Most importantly though, we can use the Test inference option to make a prediction. We simply enter the input values into the form and click the Run Inference button:
After a few seconds we have a result. We predicted that around 332 people can be expected to attend an event described by provided input values.
In this article we have shown you how Kinetica can help you with implementing advanced machine learning solutions. The brand new Active Analytics Workbench interface allows you to easily deploy Tensorflow models or custom Docker images allowing you to solve complex data science problems.
At Kinetica, as part of our active analytics platform, we’ve set out to solve the challenge of integrating your best algorithms and machine learning models seamlessly into your application in a way that will help you deliver real-time experiences, while at the same time giving you the corporate governance and ease of use that you need to scale. Try out our Active Analytics Workbench and see for yourself!

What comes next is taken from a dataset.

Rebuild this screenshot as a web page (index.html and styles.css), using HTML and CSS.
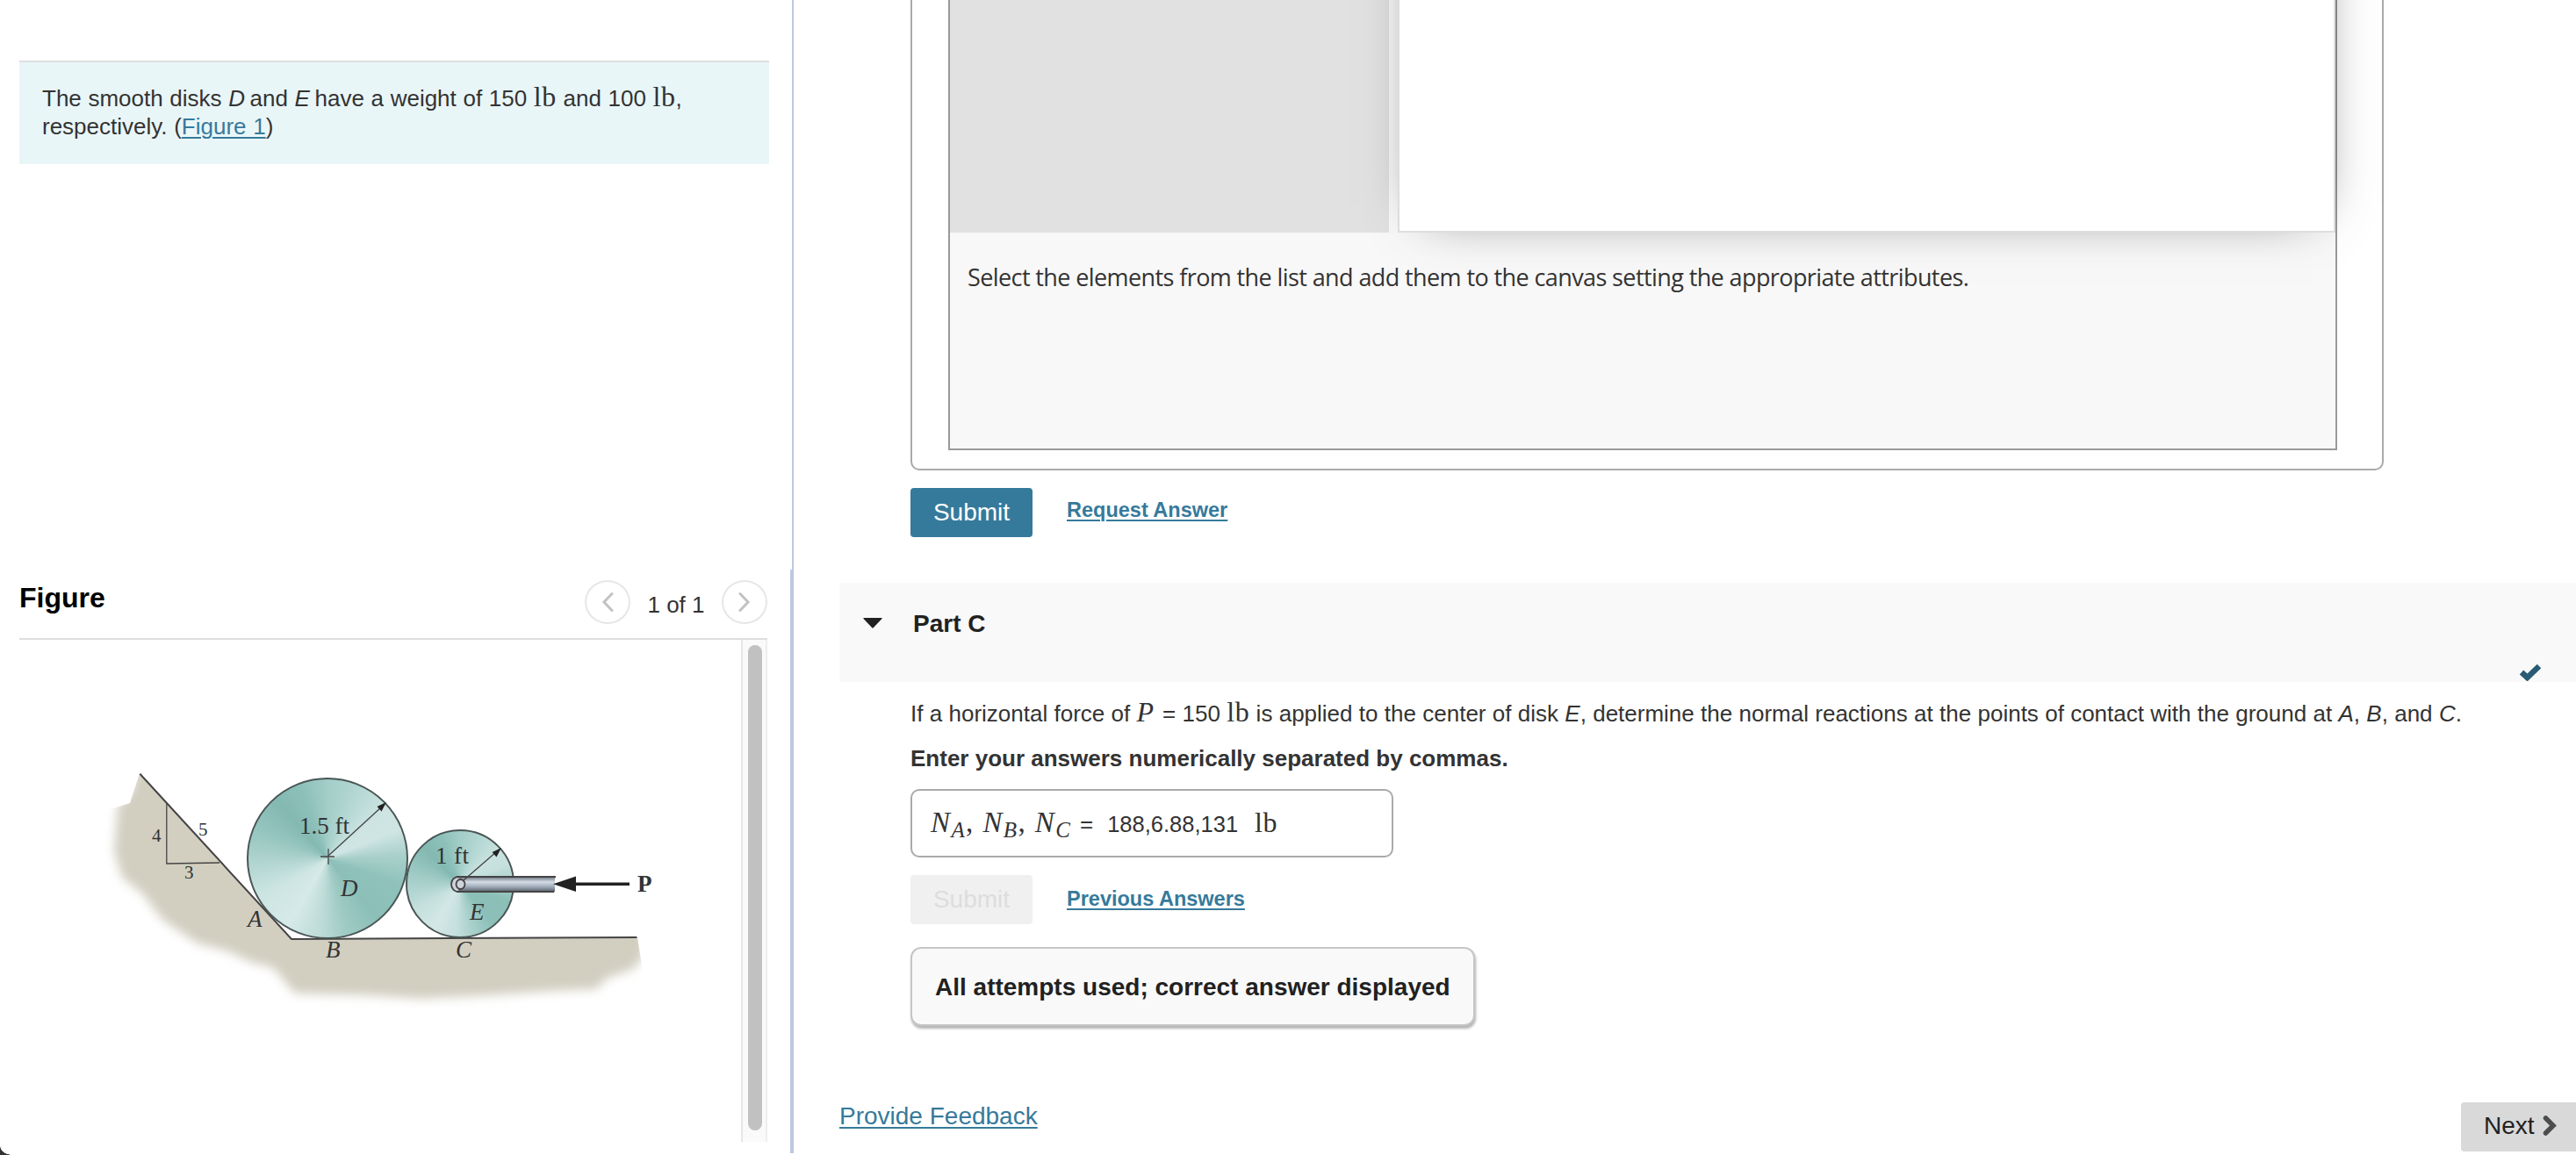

Throughout the series we highlighted some of the features of the Kinetica platform that make the lives of developers and data analysts easier when dealing with huge amounts of data. Fast data storage capable of utilizing NVIDIA GPUs for quick computations, Reveal the powerful visualization tool, the ability to deal with geospatial data, APIs for creating custom apps, and finally, machine learning and advanced data analysis tools. We hope after reading the series you will consider using Kinetica to tackle your next extreme data projects.
Disclaimer: We do not guarantee that the prediction model described in this guide will provide good results. Creation of a good regression model requires extended exploratory data analysis, preprocessing, and tweaking. In this case these steps are skipped and we focus on describing Active Analytics Workbench workflow and ML model implementation.